WRITTEN TASK:
Print nothing but the lines from the start of the listing below through the line that contains "import React from". Do not include the pictures.

%%

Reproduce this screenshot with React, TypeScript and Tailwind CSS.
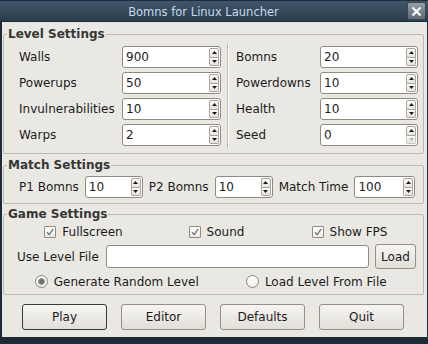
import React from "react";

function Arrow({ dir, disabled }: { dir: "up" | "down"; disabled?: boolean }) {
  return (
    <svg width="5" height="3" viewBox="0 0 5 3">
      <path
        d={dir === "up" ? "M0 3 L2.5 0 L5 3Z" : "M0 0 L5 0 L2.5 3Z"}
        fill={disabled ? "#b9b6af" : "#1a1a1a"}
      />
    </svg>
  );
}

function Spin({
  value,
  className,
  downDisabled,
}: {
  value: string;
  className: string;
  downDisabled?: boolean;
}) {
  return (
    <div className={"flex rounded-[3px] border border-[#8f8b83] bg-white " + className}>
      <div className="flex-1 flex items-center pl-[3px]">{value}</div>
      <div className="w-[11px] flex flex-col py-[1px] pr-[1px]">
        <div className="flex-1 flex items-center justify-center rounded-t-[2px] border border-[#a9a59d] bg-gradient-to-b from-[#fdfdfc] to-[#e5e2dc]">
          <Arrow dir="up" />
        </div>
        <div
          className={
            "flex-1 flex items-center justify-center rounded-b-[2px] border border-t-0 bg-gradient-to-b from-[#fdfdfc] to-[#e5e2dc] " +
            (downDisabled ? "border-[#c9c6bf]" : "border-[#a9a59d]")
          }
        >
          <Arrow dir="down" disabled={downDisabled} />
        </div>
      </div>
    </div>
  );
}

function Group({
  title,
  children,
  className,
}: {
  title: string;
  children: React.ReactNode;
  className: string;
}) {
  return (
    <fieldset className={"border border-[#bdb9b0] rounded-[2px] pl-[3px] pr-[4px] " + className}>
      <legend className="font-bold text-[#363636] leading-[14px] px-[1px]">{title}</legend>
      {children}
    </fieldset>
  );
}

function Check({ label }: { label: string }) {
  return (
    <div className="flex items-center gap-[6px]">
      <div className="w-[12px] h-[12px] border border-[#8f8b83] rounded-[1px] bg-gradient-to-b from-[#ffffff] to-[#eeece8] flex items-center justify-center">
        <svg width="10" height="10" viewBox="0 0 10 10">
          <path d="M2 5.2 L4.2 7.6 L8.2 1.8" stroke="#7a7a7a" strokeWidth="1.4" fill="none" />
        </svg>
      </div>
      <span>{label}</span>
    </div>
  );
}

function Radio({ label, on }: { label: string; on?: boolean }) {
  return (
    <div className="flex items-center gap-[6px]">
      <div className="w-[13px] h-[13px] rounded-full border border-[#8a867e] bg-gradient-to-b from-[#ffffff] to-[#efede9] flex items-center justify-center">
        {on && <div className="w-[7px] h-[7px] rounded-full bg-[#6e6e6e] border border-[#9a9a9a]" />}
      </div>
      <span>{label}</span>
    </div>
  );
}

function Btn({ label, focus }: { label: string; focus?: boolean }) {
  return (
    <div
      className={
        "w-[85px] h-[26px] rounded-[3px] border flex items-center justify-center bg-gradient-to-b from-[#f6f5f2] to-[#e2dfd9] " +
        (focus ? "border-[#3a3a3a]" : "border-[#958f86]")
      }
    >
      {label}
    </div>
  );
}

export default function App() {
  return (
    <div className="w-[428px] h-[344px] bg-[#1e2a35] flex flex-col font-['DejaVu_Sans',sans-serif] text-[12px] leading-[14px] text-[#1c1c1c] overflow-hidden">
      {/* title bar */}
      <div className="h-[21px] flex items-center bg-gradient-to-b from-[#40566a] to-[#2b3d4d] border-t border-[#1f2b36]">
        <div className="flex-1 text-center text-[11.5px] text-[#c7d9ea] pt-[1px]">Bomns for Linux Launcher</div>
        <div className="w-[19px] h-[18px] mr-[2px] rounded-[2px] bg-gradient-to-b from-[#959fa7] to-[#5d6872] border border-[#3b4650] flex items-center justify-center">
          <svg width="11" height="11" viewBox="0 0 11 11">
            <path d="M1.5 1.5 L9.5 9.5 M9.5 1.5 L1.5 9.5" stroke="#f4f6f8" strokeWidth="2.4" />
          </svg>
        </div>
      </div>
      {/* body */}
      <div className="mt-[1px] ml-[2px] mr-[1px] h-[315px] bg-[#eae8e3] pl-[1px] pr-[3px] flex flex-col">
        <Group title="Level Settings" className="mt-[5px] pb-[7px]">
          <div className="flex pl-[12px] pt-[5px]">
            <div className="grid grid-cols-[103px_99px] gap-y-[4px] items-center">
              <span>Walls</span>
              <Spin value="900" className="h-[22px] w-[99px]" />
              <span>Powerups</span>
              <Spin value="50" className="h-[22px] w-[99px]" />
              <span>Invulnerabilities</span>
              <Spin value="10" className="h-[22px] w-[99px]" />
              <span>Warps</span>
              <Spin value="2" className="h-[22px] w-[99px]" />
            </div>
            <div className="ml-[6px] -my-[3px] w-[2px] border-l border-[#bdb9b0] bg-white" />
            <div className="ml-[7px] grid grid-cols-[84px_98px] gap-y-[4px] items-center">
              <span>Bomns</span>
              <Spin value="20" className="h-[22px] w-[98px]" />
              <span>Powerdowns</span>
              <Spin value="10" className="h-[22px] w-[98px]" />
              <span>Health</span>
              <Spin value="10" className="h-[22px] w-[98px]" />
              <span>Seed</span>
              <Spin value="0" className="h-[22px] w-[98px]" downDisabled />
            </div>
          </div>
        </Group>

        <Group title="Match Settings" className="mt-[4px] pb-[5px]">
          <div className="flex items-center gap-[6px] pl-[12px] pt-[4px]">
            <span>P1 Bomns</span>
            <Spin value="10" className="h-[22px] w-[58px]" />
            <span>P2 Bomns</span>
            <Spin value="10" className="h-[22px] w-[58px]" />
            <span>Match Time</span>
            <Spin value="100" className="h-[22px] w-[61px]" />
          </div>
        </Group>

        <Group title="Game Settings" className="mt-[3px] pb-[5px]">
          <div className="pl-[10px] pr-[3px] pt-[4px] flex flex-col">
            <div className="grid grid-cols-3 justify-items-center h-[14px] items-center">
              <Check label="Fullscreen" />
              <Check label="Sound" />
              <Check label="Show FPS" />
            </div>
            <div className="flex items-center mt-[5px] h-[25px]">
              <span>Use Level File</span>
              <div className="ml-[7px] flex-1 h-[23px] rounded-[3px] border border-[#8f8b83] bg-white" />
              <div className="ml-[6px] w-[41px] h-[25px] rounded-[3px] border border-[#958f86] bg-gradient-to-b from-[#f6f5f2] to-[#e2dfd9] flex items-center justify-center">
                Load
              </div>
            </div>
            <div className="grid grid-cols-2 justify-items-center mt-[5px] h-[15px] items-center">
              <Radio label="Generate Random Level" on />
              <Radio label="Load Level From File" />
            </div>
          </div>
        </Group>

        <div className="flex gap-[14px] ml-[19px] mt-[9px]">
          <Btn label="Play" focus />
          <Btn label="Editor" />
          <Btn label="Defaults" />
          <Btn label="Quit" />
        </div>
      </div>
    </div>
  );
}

%%

CORRECT RESULT:
Reproduce this screenshot with React, TypeScript and Tailwind CSS.
import React from "react";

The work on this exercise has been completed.